Where ownership is widely spread, regular communication with shareholders is key and it makes sense to have a more formal constitution and a forum (often in the form of a “Family Council”) in which family members can both receive information about the business and express their views. A well-managed family council can bring the family together and prevent minor grievances becoming major issues.

The role of the Council and the extent to which it has representation at board level or an active role in decision making at a business level will vary from company to company, but it will at the least have a formal process for receiving and contributing information about the business. Its role is also likely to change over time as the business grows and becomes increasingly professionalised (ie moves out of the day to day control of the family).

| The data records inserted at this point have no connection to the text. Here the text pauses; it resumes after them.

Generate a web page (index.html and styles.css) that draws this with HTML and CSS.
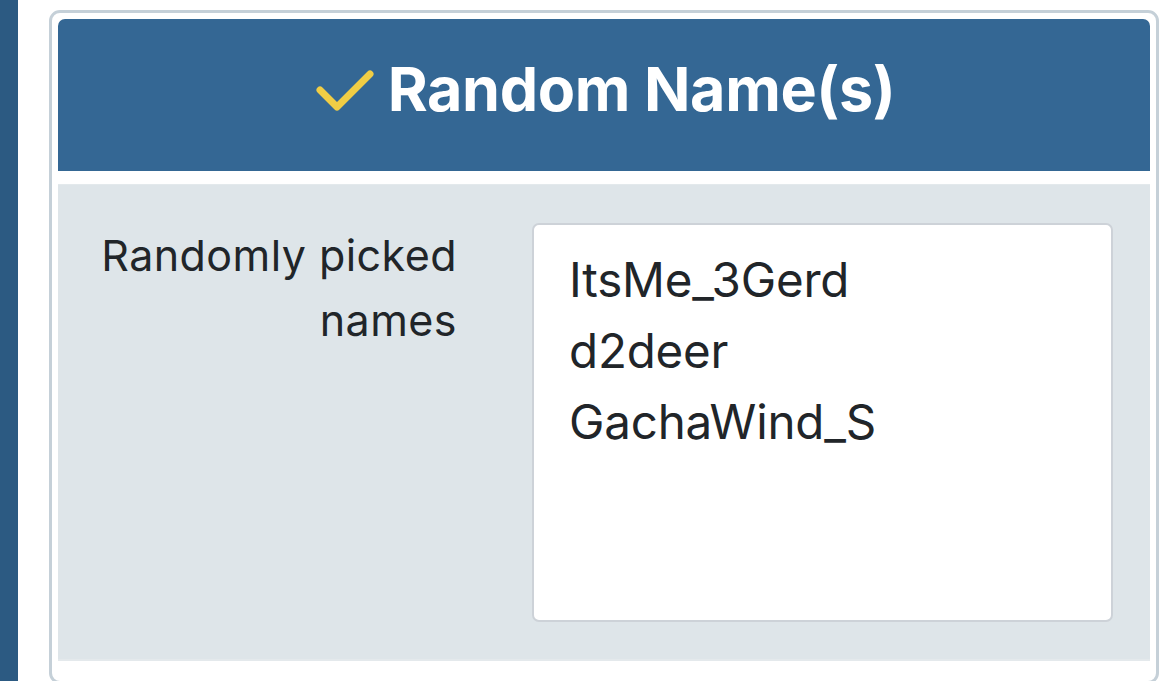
FILE: index.html
```html
<!DOCTYPE html>
<html lang="en">
<head>
<meta charset="utf-8">
<title>Random Name(s)</title>
<link rel="stylesheet" href="styles.css">
</head>
<body>
<div class="page">
  <div class="side-strip"></div>
  <section class="card">
    <header class="card-header">
      <svg class="check" width="62" height="46" viewBox="0 0 62 46" aria-hidden="true">
        <polyline points="7,23 24,40 57,7" fill="none" stroke="#f0cd45" stroke-width="7" stroke-linecap="round" stroke-linejoin="round"/>
      </svg>
      <h1 class="title">Random Name(s)</h1>
    </header>
    <div class="card-body">
      <label class="field-label" for="names">Randomly picked names</label>
      <textarea id="names" class="names" readonly>ItsMe_3Gerd
d2deer
GachaWind_S</textarea>
    </div>
  </section>
</div>
</body>
</html>
```

FILE: styles.css
```css
html, body {
  margin: 0;
  padding: 0;
  background: #ffffff;
  font-family: Inter, "Noto Sans", "Liberation Sans", sans-serif;
  color: #212529;
}

.page {
  display: flex;
  align-items: flex-start;
  height: 681px;
  overflow: hidden;
}

.side-strip {
  width: 18px;
  height: 681px;
  background: #2c5a82;
  flex: none;
}

.card {
  box-sizing: border-box;
  margin: 10px 0 0 31px;
  width: 1110px;
  height: 674px;
  border: 3px solid #c5d0d8;
  border-radius: 11px;
  padding: 6px 6px 16px 6px;
  background: #ffffff;
  display: flex;
  flex-direction: column;
}

.card-header {
  box-sizing: border-box;
  height: 152px;
  background: #346794;
  border-radius: 7px 7px 0 0;
  display: flex;
  align-items: center;
  justify-content: center;
  gap: 13px;
  padding: 0 0 11px 0;
  flex: none;
}

.check {
  display: block;
  flex: none;
}

.title {
  margin: 0;
  font-size: 61px;
  line-height: 1.2;
  font-weight: 700;
  color: #ffffff;
  letter-spacing: -0.4px;
}

.card-body {
  margin-top: 13px;
  background: #dee5e9;
  border-top: 1px solid #e3e9ec;
  border-bottom: 2px solid #e4e9ec;
  padding: 38px 37px 37px 0;
  display: grid;
  grid-template-columns: 399px 581px;
  column-gap: 75px;
  align-items: start;
  flex: none;
}

.field-label {
  text-align: right;
  font-size: 43px;
  line-height: 65px;
  letter-spacing: 0.45px;
  color: #212529;
}

.names {
  box-sizing: border-box;
  display: block;
  width: 581px;
  height: 399px;
  margin: 0;
  border: 2px solid #cdd2d8;
  border-radius: 7px;
  background: #ffffff;
  padding: 19px 33px 19px 35px;
  font-family: Inter, "Noto Sans", "Liberation Sans", sans-serif;
  font-size: 47.5px;
  line-height: 71px;
  letter-spacing: -0.2px;
  color: #212529;
  resize: none;
  overflow: hidden;
  outline: none;
}
```
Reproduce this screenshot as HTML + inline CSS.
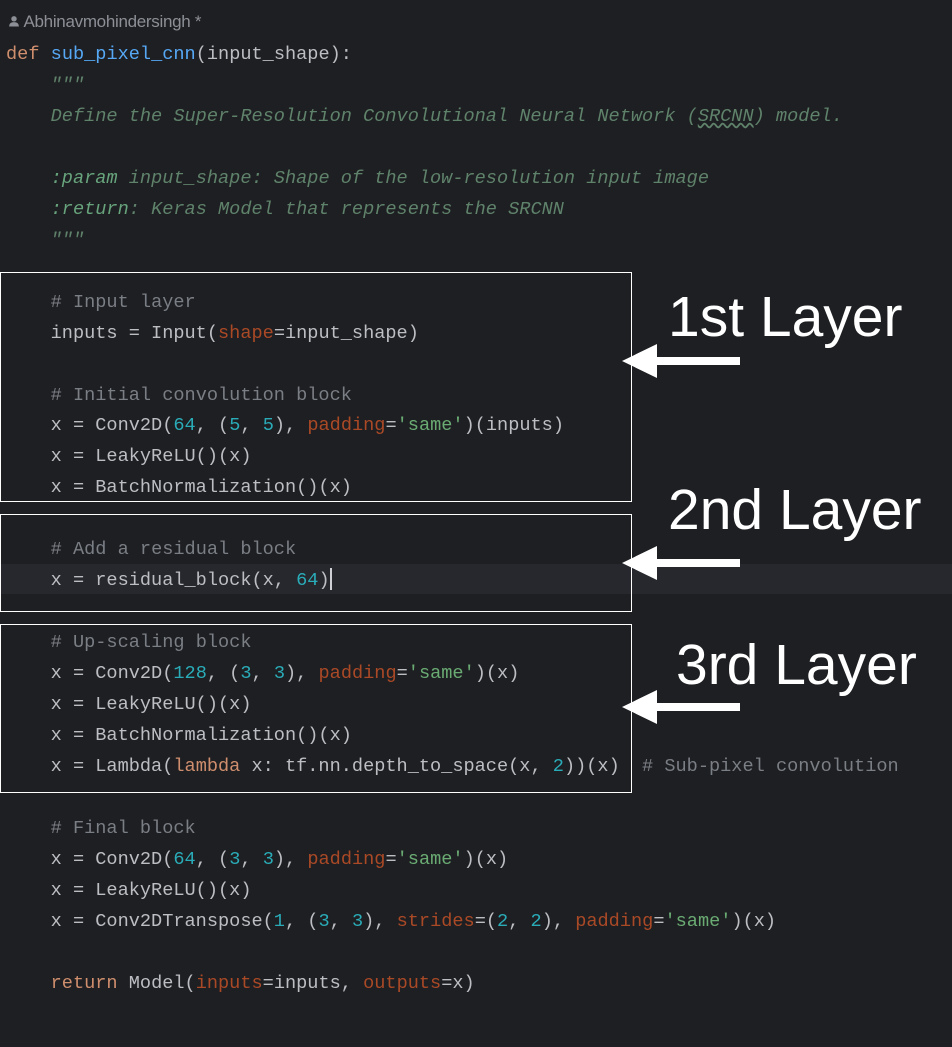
<!DOCTYPE html>
<html><head><meta charset="utf-8"><style>
html,body{margin:0;padding:0;background:#1e1f22;width:952px;height:1047px;overflow:hidden;position:relative}
.l{position:absolute;left:6px;height:31px;line-height:33px;font-family:"Liberation Mono",monospace;font-size:18.6px;color:#bcbec4;white-space:pre}
.k{color:#cf8e6d}.f{color:#56a8f5}.d{color:#5f826b;font-style:italic}.c{color:#7a7e85}.n{color:#2aacb8}.s{color:#6aab73}.p{color:#aa4926}
.box{position:absolute;left:0;border:1px solid #fff;width:630px}
.lab{position:absolute;font-family:"Liberation Sans",sans-serif;font-size:57px;color:#fff;line-height:1}
.hl{position:absolute;left:0;right:0;top:564px;height:30px;background:#26282e}
</style></head><body>
<div class="hl"></div>
<div style="position:absolute;left:8px;top:12px;font-family:'Liberation Sans',sans-serif;font-size:17px;letter-spacing:-0.3px;color:#8c8f96">
<svg width="12" height="12" viewBox="0 0 11 11" style="vertical-align:0px"><circle cx="5.5" cy="3.5" r="2.5" fill="#8c8f96"/><path d="M1 10.5 Q1 6.5 5.5 6.5 Q10 6.5 10 10.5Z" fill="#8c8f96"/></svg> Abhinavmohindersingh *</div>
<div class="l" style="top:38px"><span class="k">def</span> <span class="f">sub_pixel_cnn</span>(input_shape):</div>
<div class="l d" style="top:69px">    """</div>
<div class="l d" style="top:100px">    Define the Super-Resolution Convolutional Neural Network (<u style="text-decoration:underline wavy #5f826b">SRCNN</u>) model.</div>
<div class="l d" style="top:162px">    <b style="font-weight:normal;color:#67a37c">:param</b> input_shape: Shape of the low-resolution input image</div>
<div class="l d" style="top:193px">    <b style="font-weight:normal;color:#67a37c">:return</b>: Keras Model that represents the SRCNN</div>
<div class="l d" style="top:224px">    """</div>
<div class="l" style="top:286px">    <span class="c"># Input layer</span></div>
<div class="l" style="top:317px">    inputs = Input(<span class="p">shape</span>=input_shape)</div>
<div class="l" style="top:379px">    <span class="c"># Initial convolution block</span></div>
<div class="l" style="top:409px">    x = Conv2D(<span class="n">64</span>, (<span class="n">5</span>, <span class="n">5</span>), <span class="p">padding</span>=<span class="s">'same'</span>)(inputs)</div>
<div class="l" style="top:440px">    x = LeakyReLU()(x)</div>
<div class="l" style="top:471px">    x = BatchNormalization()(x)</div>
<div class="l" style="top:533px">    <span class="c"># Add a residual block</span></div>
<div class="l" style="top:564px">    x = residual_block(x, <span class="n">64</span>)<span style="display:inline-block;width:2px;height:22px;background:#ced0d6;vertical-align:-5px"></span></div>
<div class="l" style="top:626px">    <span class="c"># Up-scaling block</span></div>
<div class="l" style="top:657px">    x = Conv2D(<span class="n">128</span>, (<span class="n">3</span>, <span class="n">3</span>), <span class="p">padding</span>=<span class="s">'same'</span>)(x)</div>
<div class="l" style="top:688px">    x = LeakyReLU()(x)</div>
<div class="l" style="top:719px">    x = BatchNormalization()(x)</div>
<div class="l" style="top:750px">    x = Lambda(<span class="k">lambda</span> x: tf.nn.depth_to_space(x, <span class="n">2</span>))(x)  <span class="c"># Sub-pixel convolution</span></div>
<div class="l" style="top:812px">    <span class="c"># Final block</span></div>
<div class="l" style="top:843px">    x = Conv2D(<span class="n">64</span>, (<span class="n">3</span>, <span class="n">3</span>), <span class="p">padding</span>=<span class="s">'same'</span>)(x)</div>
<div class="l" style="top:874px">    x = LeakyReLU()(x)</div>
<div class="l" style="top:905px">    x = Conv2DTranspose(<span class="n">1</span>, (<span class="n">3</span>, <span class="n">3</span>), <span class="p">strides</span>=(<span class="n">2</span>, <span class="n">2</span>), <span class="p">padding</span>=<span class="s">'same'</span>)(x)</div>
<div class="l" style="top:967px">    <span class="k">return</span> Model(<span class="p">inputs</span>=inputs, <span class="p">outputs</span>=x)</div>
<div class="box" style="top:272px;height:228px"></div>
<div class="box" style="top:514px;height:96px"></div>
<div class="box" style="top:624px;height:167px"></div>
<div class="lab" style="left:668px;top:289px">1st Layer</div>
<div class="lab" style="left:668px;top:482px">2nd Layer</div>
<div class="lab" style="left:676px;top:637px">3rd Layer</div>
<svg style="position:absolute;left:0;top:0" width="952" height="1047">
<g fill="#fff">
<path d="M622 361 L657 344 L657 357 L740 357 L740 365 L657 365 L657 378Z"/>
<path d="M622 563 L657 546 L657 559 L740 559 L740 567 L657 567 L657 580Z"/>
<path d="M622 707 L657 690 L657 703 L740 703 L740 711 L657 711 L657 724Z"/>
</g></svg>
</body></html>
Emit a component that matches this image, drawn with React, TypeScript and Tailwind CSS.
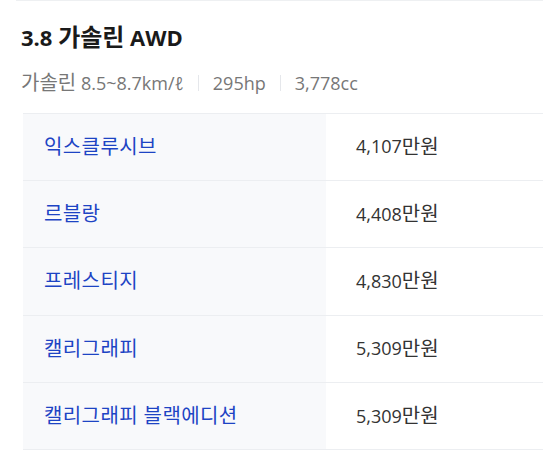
const rows = [
  { name: "익스클루시브", price: "4,107" },
  { name: "르블랑", price: "4,408" },
  { name: "프레스티지", price: "4,830" },
  { name: "캘리그래피", price: "5,309" },
  { name: "캘리그래피 블랙에디션", price: "5,309" },
];

export default function App() {
  return (
    <div
      className="h-[460px] w-[543px] overflow-hidden bg-white"
      style={{ fontFamily: '"Open Sans", "Noto Sans CJK KR", sans-serif' }}
    >
      <div className="ml-4 border-t border-[#eef0f2]" />
      <div className="pl-[21px] pt-[20px]">
        <h2 className="text-[22px] font-bold leading-[32px] text-[#1a1a1a]">
          3.8 <span className="text-[24px]">가솔린</span> AWD
        </h2>
        <div className="mt-[18px] flex items-center text-[18px] leading-[24px] text-[#777777]">
          <span>
            <span className="text-[20px]">가솔린</span> 8.5~8.7km/ℓ
          </span>
          <span className="mx-[14px] h-[16px] w-px bg-[#e5e7eb]" />
          <span>295hp</span>
          <span className="mx-[14px] h-[16px] w-px bg-[#e5e7eb]" />
          <span>3,778cc</span>
        </div>
      </div>
      <div className="ml-[23px] mt-[17.5px] border-t border-[#eceef1]">
        {rows.map((row) => (
          <div key={row.name} className="flex h-[67.4px] border-b border-[#eceef1]">
            <div className="flex w-[303px] items-center bg-[#f8f9fb] pl-[21px] text-[20px] tracking-[0.4px] text-[#1d44c4]">
              {row.name}
            </div>
            <div className="flex flex-1 items-center pl-[30px] text-[18px] text-[#333333]">
              {row.price}
              <span className="text-[20px]">만원</span>
            </div>
          </div>
        ))}
      </div>
    </div>
  );
}
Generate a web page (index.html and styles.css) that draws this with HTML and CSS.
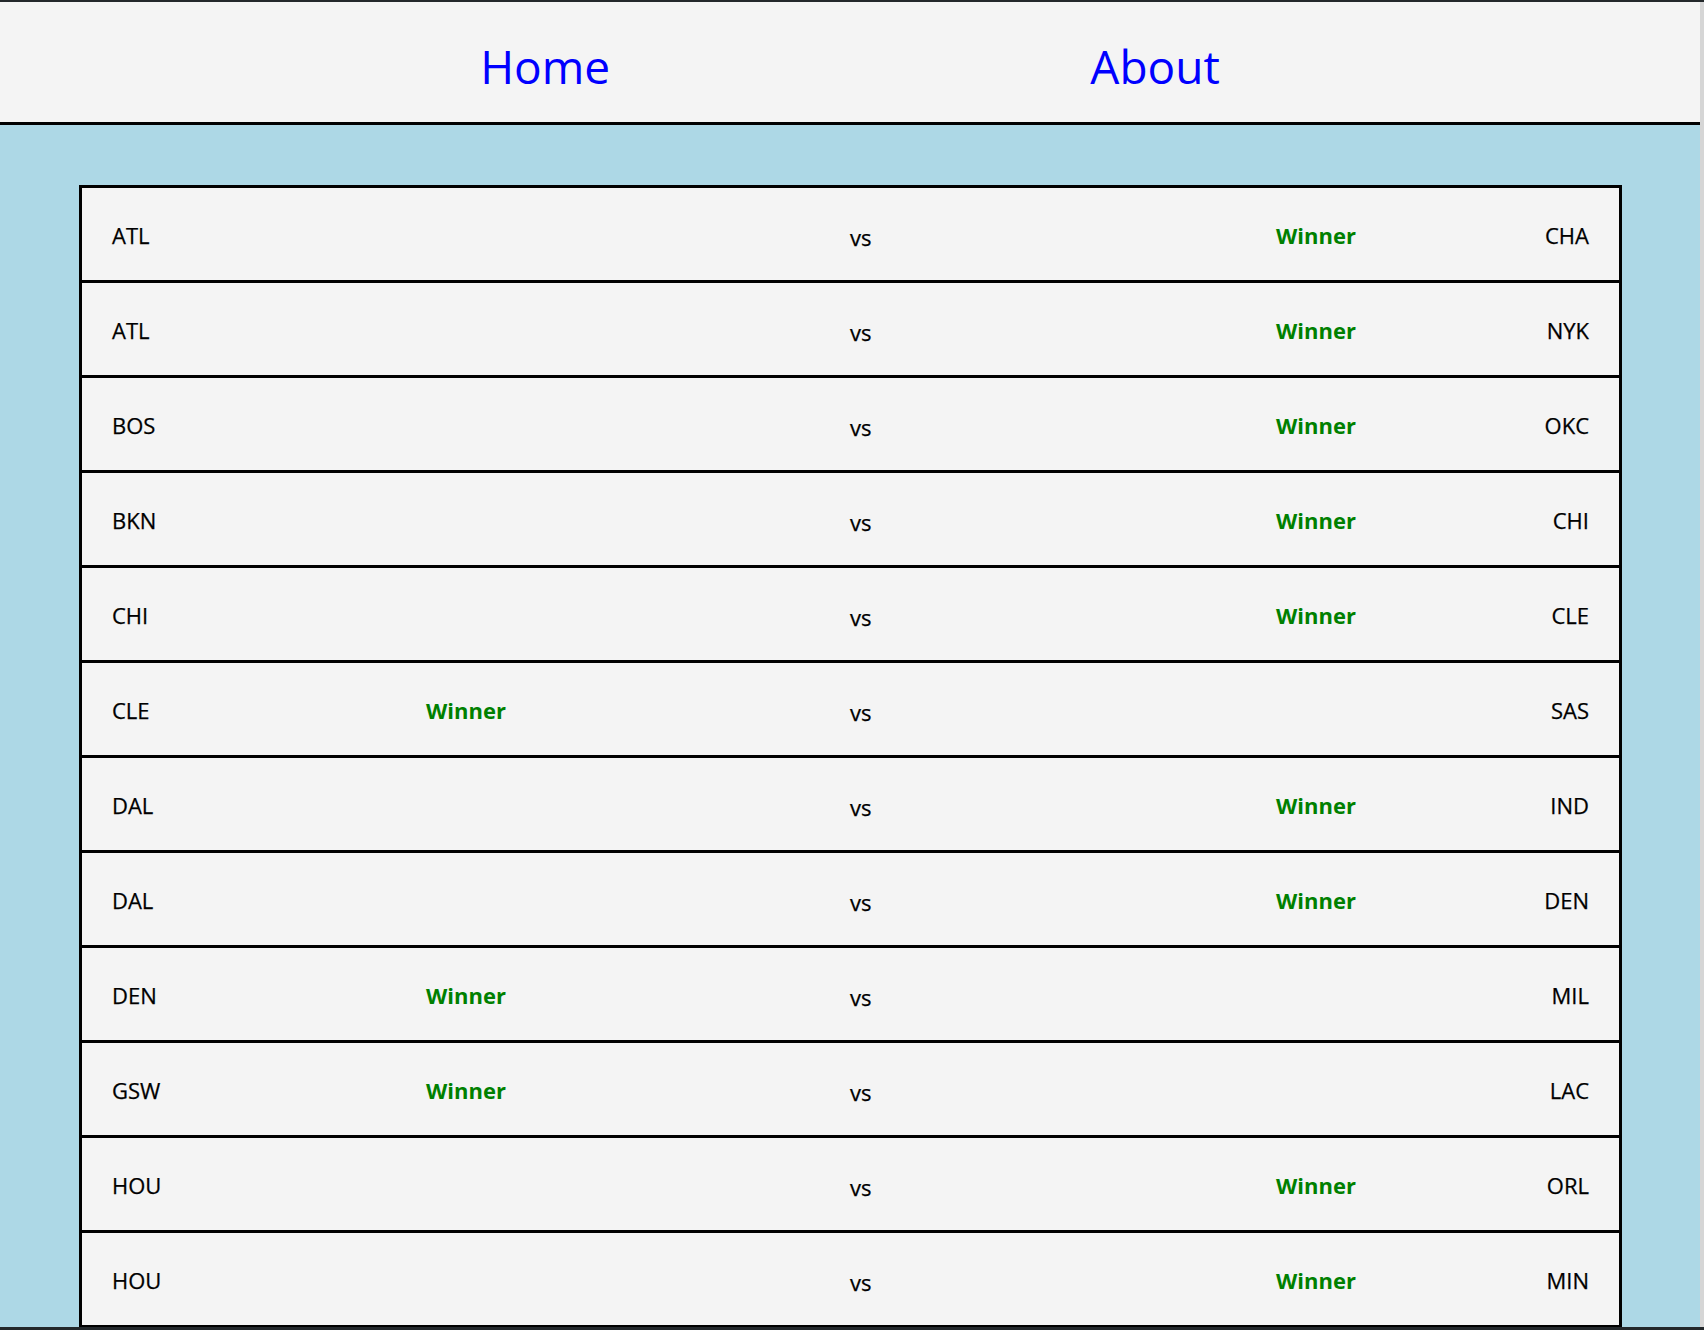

The Council will also need a constitution which sets out its objectives, ensures that branches of the family are fairly represented (usually according to the percentage of the shares they hold in the family company) and that there is a clear and fair method of decision making. However, the Council’s role can develop to include a much wider remit that simply acting as a voice for the family, and it is often the case that the Council becomes a more effective way of engaging family members the more responsibility it is given. Clearly its role needs to be delineated so that it cannot interfere with the board’s power to manage the day to day business of the company, but it could have roles which include approving family policies, and approving fundamental decisions relating to the business.


A fundamental factor in keeping family members aligned is ensuring that the value of their investment is protected, that they receive predictable dividends and that there is a system which enables family members to realise the value of their shares, ie that either the other shareholders, or the company, or a family trust will buy their shares if they wish to sell.